- [WORK TO COMPLETE]: Look through the material below. Copy every line with the string "styles" in it.

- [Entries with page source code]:
↓↓↓

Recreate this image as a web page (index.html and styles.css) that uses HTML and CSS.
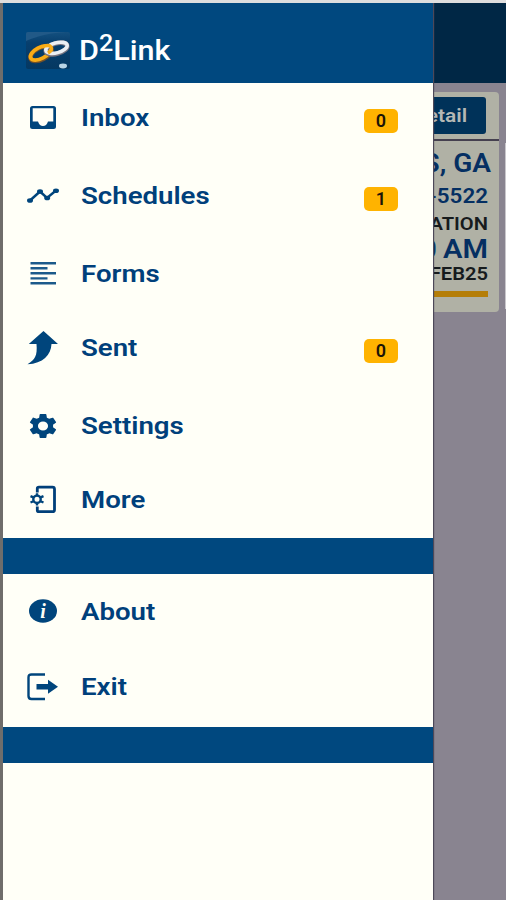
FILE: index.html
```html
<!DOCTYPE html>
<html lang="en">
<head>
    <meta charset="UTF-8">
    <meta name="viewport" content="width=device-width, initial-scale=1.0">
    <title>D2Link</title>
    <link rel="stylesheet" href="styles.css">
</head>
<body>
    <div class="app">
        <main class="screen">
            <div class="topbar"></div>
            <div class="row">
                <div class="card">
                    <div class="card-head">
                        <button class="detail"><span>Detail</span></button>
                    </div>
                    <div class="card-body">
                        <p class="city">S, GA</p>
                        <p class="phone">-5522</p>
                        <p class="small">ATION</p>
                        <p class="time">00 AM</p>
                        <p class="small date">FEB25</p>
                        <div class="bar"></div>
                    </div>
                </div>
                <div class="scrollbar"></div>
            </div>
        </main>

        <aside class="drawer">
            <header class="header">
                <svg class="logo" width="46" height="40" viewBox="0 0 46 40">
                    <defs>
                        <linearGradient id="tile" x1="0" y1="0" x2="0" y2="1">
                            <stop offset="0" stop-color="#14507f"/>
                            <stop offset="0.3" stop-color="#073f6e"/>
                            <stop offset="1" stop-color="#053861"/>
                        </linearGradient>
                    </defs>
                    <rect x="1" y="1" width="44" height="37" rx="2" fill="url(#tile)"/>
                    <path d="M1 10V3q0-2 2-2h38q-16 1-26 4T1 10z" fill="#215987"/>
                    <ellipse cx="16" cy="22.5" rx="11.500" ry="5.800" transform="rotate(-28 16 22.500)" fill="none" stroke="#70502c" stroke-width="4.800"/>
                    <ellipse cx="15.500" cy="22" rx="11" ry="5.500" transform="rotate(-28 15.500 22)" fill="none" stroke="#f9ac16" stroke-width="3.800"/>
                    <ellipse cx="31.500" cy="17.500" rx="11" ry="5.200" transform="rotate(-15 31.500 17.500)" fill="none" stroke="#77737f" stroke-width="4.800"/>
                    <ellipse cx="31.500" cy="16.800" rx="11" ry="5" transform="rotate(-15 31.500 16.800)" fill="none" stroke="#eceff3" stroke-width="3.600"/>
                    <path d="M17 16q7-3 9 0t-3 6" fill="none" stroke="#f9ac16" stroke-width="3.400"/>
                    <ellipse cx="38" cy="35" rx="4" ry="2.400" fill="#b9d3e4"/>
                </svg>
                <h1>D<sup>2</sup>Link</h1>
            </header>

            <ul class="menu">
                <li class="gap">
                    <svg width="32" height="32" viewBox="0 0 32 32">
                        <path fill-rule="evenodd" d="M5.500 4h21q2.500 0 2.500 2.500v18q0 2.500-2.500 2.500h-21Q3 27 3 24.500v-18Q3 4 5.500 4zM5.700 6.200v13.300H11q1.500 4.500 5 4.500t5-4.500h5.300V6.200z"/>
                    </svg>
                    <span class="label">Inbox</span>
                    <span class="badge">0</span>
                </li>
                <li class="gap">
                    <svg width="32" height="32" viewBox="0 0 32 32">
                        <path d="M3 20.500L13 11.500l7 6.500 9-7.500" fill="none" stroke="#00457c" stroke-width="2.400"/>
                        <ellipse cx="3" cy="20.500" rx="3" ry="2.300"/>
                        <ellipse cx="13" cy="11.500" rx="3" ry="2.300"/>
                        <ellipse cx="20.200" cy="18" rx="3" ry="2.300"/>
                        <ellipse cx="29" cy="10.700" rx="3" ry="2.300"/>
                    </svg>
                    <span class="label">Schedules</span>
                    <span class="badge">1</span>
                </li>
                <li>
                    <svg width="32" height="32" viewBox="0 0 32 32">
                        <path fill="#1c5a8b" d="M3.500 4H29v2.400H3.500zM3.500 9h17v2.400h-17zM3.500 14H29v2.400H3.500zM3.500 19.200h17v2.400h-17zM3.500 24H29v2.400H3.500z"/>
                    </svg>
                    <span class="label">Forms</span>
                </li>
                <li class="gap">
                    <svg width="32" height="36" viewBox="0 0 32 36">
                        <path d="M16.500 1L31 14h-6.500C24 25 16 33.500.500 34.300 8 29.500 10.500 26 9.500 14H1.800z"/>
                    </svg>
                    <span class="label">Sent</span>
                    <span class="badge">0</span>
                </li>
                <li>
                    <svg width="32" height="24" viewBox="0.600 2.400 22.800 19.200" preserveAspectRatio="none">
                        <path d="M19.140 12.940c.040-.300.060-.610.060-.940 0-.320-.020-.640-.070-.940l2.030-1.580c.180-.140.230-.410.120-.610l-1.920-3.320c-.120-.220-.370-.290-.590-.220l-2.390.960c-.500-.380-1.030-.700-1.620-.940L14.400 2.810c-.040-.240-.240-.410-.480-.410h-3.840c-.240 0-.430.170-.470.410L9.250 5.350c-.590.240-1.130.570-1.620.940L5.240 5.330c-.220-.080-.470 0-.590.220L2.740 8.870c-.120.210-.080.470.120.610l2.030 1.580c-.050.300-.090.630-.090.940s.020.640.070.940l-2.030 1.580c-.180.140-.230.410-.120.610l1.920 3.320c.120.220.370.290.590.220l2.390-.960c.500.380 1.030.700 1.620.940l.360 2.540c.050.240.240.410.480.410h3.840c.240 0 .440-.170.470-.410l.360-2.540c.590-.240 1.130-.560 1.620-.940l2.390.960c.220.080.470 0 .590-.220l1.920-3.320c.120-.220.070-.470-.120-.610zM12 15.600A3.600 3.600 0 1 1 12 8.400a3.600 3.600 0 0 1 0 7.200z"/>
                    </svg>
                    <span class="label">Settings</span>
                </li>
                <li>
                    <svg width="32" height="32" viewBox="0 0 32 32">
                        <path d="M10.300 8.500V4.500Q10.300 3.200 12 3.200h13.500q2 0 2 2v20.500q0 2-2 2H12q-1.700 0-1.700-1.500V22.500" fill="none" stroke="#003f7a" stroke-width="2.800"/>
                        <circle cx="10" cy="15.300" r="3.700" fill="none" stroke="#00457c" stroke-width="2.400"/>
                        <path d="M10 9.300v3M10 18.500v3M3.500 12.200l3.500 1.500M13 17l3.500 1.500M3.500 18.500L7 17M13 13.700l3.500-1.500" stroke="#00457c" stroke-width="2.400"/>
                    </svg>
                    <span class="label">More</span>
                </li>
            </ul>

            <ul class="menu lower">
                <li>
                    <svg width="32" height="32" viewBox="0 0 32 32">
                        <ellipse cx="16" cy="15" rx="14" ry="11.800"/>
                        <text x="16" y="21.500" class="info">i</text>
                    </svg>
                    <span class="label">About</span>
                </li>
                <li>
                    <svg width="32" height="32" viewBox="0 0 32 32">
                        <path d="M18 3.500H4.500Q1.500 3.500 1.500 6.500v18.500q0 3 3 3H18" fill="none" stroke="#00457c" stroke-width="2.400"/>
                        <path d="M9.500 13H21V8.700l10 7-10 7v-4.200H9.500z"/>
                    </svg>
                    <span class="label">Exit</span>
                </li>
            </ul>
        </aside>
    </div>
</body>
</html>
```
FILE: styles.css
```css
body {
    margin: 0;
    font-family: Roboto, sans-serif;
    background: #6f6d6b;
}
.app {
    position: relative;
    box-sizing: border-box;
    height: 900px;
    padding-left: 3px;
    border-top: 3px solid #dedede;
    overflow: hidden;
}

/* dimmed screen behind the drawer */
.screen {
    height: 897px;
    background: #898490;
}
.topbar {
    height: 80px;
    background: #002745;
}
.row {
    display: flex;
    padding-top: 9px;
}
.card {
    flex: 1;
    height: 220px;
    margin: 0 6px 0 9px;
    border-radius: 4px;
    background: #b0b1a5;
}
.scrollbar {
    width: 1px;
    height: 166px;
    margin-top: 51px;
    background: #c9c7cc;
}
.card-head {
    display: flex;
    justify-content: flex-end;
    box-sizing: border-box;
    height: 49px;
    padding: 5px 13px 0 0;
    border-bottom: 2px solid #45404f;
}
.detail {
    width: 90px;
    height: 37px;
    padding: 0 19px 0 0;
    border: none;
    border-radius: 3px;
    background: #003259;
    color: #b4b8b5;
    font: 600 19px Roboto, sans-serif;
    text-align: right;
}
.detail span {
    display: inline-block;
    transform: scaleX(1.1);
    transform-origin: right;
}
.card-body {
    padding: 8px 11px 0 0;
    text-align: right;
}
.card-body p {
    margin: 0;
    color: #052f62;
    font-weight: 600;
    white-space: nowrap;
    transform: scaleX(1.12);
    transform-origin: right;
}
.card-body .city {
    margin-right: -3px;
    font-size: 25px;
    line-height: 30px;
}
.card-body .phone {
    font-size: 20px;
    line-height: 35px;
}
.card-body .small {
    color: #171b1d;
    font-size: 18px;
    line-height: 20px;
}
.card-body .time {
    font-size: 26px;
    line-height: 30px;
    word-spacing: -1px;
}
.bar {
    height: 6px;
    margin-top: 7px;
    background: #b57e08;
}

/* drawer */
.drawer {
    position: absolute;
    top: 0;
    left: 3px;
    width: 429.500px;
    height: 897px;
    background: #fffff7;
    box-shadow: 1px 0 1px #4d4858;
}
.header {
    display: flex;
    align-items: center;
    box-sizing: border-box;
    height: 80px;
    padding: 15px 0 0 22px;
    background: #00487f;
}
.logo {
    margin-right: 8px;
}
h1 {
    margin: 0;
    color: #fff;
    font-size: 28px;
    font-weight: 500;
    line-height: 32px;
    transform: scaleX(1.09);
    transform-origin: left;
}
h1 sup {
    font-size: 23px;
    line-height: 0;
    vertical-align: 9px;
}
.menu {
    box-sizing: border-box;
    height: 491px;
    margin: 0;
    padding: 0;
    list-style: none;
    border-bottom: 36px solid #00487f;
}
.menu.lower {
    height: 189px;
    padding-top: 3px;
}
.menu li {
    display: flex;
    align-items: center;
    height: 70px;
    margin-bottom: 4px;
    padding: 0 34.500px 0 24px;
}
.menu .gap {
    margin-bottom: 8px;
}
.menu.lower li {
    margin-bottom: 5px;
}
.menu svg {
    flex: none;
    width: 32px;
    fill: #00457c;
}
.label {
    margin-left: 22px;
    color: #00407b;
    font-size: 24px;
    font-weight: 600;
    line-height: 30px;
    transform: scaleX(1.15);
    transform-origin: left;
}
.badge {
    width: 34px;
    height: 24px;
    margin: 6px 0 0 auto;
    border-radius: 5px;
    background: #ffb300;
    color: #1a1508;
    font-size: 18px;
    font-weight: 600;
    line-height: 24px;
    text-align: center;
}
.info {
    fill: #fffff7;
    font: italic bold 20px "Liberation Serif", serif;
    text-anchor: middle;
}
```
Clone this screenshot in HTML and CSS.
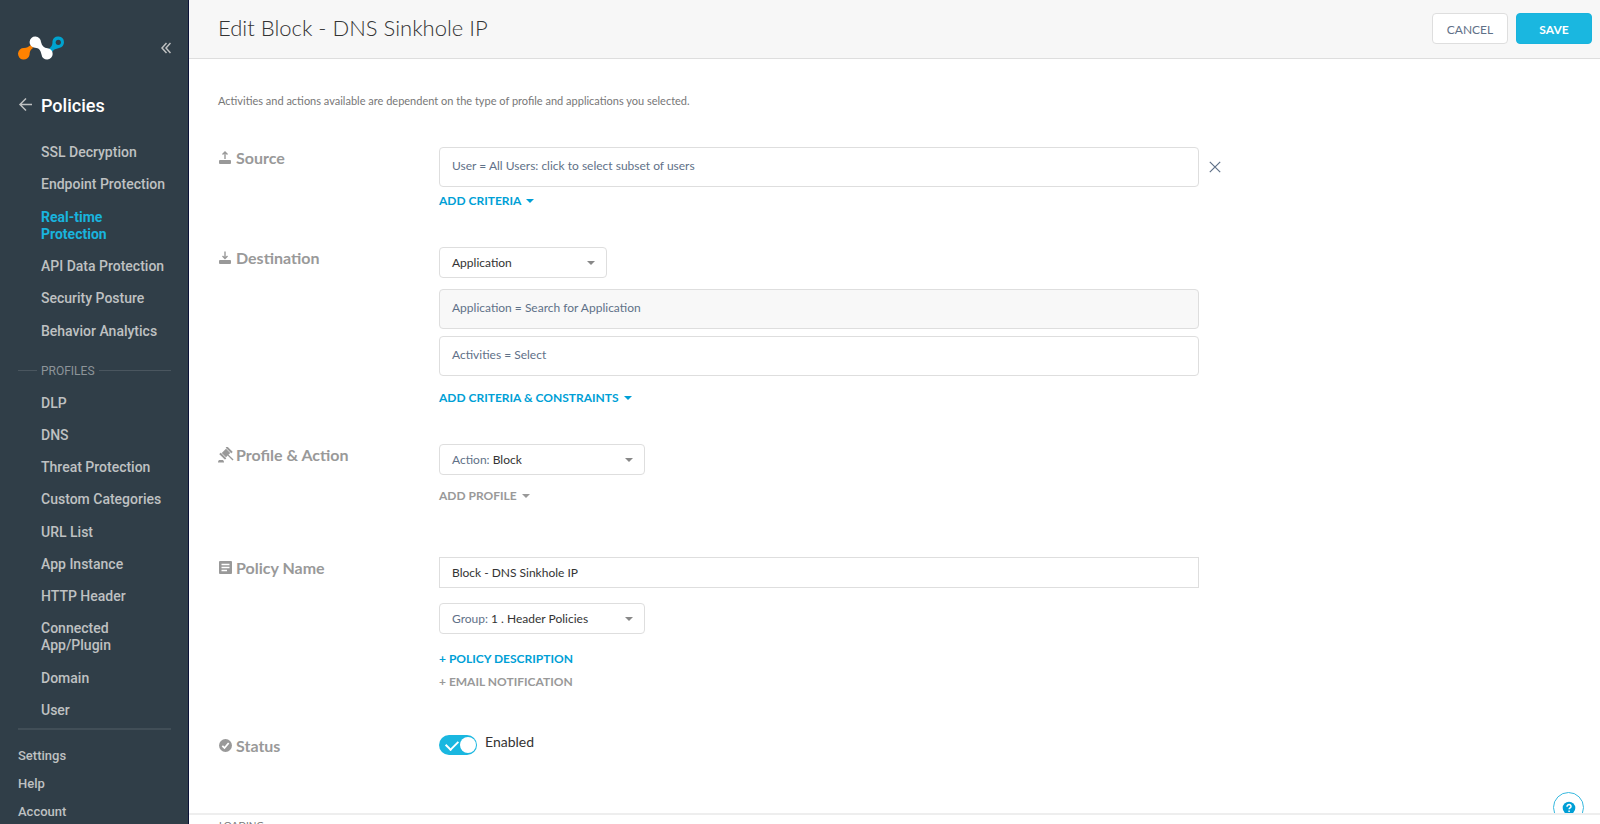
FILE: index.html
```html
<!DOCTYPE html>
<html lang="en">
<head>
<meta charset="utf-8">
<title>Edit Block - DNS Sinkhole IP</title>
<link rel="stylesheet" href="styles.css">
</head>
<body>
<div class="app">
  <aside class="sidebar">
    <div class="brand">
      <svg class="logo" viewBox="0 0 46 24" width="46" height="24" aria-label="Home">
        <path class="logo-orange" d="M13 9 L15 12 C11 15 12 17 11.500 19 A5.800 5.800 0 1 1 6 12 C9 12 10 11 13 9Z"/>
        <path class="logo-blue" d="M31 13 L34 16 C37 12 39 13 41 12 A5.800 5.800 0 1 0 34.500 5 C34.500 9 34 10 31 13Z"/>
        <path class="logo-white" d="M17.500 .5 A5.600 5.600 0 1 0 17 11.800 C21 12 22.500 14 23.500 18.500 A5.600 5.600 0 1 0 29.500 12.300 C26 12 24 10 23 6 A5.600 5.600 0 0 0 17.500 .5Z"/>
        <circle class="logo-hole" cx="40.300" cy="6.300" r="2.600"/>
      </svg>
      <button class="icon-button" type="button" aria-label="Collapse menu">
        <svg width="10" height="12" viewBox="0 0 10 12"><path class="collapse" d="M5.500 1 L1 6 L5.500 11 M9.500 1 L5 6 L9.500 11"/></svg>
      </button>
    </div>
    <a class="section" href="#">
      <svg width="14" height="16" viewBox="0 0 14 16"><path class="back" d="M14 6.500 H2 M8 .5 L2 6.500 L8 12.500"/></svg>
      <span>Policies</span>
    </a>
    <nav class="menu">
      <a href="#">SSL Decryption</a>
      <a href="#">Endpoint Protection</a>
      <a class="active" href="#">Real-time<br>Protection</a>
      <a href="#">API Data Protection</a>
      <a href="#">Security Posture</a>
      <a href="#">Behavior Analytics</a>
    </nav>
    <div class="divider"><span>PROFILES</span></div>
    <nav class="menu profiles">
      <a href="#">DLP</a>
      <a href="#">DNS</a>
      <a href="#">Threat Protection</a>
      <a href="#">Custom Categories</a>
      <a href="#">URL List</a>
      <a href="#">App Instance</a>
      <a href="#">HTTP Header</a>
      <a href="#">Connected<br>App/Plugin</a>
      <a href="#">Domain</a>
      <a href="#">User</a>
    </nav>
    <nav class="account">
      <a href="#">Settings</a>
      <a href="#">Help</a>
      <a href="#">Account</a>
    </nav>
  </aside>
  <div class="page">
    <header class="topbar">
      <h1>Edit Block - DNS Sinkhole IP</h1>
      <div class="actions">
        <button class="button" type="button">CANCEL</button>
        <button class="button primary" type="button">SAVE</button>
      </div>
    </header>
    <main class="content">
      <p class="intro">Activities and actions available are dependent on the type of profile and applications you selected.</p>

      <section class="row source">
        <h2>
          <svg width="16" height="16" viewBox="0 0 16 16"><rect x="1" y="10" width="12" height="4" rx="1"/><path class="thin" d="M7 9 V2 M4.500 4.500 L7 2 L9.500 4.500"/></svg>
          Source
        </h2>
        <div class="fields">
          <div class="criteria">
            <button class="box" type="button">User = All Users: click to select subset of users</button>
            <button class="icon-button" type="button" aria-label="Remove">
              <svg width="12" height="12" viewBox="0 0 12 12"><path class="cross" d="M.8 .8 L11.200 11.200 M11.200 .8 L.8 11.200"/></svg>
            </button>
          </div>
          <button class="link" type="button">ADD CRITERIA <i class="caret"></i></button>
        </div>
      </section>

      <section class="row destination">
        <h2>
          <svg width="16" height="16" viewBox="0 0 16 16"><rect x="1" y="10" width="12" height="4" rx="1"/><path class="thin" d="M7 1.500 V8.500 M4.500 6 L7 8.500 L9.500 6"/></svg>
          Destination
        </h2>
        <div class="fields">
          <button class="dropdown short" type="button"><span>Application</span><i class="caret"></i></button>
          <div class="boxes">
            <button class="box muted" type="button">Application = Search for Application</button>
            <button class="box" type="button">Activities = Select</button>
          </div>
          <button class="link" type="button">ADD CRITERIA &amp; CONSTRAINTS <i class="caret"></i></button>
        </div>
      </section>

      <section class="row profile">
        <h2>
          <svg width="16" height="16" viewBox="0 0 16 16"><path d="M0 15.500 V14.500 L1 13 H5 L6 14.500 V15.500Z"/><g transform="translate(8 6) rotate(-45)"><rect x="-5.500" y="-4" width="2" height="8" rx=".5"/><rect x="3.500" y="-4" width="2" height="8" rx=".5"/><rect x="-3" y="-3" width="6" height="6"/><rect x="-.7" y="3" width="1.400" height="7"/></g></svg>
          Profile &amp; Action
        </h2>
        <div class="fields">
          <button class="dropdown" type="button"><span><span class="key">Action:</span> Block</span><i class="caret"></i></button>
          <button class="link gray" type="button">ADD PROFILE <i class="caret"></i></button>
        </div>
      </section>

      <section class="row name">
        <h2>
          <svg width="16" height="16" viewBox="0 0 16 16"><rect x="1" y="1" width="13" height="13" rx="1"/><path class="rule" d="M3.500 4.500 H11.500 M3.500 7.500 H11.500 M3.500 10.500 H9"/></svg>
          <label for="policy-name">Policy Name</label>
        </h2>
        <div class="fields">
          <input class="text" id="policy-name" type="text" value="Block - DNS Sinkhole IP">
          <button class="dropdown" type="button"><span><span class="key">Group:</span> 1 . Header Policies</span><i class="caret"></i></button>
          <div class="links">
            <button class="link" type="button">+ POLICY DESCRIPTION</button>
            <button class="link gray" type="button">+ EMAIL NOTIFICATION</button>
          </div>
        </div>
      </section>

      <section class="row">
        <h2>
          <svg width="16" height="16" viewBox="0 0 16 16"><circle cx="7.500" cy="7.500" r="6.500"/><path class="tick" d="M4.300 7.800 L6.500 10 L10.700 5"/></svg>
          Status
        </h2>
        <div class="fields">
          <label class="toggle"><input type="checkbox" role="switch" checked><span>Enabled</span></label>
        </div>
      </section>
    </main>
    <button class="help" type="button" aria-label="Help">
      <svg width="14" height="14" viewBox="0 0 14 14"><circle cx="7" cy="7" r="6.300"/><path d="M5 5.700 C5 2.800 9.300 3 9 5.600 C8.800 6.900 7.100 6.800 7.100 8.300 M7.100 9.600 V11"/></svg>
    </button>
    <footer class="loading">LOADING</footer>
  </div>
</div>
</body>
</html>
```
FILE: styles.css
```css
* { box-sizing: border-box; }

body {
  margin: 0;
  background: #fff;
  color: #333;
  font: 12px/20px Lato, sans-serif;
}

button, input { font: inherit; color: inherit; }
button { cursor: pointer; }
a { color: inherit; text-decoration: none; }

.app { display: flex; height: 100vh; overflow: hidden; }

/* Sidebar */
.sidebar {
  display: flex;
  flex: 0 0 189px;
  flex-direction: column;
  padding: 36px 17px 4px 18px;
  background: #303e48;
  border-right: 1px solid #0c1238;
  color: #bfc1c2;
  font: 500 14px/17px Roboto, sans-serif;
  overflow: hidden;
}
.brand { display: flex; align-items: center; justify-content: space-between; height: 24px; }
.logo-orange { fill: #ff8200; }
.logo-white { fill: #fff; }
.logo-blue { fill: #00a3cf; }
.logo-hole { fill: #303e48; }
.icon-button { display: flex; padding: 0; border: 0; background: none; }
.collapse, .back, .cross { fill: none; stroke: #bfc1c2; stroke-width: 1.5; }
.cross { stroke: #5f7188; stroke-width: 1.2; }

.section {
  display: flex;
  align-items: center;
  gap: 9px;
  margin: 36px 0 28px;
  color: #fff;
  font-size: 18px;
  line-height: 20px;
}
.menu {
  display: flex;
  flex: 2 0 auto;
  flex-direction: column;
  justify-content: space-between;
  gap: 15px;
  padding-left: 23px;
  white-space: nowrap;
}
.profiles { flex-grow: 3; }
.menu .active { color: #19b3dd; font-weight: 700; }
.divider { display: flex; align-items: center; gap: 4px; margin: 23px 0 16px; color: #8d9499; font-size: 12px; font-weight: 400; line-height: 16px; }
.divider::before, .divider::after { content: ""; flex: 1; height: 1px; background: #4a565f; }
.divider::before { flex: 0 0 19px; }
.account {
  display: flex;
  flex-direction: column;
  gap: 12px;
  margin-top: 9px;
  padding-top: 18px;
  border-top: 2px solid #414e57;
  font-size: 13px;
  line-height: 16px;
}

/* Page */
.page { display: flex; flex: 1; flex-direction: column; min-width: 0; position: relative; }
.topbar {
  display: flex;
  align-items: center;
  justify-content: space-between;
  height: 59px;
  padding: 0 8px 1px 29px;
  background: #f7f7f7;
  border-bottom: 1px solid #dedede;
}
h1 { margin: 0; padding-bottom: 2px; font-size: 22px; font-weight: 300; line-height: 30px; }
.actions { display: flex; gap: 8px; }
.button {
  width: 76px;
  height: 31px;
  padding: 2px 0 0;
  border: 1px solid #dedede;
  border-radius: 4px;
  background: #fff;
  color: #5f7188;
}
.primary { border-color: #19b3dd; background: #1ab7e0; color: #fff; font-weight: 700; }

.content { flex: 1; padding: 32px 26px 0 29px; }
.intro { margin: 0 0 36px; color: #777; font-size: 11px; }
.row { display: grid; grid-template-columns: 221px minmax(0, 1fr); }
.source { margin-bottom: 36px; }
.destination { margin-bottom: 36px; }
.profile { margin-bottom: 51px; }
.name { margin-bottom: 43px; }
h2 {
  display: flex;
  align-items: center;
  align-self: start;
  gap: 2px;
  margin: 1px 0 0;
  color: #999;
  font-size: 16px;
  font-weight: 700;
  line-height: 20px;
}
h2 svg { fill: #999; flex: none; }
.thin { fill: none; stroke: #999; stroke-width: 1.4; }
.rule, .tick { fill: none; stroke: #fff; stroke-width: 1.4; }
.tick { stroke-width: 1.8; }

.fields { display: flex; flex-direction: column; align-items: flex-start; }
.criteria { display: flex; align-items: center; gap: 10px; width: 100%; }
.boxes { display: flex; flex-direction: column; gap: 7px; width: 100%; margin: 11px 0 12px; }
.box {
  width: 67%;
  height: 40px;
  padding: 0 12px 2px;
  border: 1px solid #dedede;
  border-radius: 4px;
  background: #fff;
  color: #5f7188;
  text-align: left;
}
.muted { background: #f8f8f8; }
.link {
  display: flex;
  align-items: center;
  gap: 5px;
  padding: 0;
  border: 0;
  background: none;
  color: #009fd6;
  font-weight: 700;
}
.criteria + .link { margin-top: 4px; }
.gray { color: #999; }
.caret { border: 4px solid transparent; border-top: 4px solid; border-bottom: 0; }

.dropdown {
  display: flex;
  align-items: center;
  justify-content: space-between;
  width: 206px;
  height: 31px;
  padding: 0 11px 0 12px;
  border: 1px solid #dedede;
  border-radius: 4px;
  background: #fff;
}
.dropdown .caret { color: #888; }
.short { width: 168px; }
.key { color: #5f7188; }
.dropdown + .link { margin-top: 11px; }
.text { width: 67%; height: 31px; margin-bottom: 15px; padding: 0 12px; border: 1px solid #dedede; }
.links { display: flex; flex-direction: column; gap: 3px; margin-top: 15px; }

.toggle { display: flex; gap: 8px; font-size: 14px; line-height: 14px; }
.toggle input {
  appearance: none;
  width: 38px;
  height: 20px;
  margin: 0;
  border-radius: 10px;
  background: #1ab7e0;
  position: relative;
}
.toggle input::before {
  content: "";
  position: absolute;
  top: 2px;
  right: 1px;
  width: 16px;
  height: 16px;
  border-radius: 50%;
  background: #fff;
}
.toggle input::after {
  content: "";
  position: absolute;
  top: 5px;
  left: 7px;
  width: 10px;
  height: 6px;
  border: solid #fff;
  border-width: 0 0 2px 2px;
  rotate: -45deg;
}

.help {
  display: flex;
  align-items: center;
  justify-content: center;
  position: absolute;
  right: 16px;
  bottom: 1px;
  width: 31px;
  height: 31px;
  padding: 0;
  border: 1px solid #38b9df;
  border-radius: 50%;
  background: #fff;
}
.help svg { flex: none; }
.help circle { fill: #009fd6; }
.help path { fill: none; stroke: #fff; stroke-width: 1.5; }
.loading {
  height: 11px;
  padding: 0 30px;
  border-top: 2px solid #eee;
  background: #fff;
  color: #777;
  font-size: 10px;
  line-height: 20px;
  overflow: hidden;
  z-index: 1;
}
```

↑↑↑

- [THE REPLY]:
Recreate this image as a web page (index.html and styles.css) that uses HTML and CSS.
    <link rel="stylesheet" href="styles.css">
FILE: styles.css
<link rel="stylesheet" href="styles.css">
FILE: styles.css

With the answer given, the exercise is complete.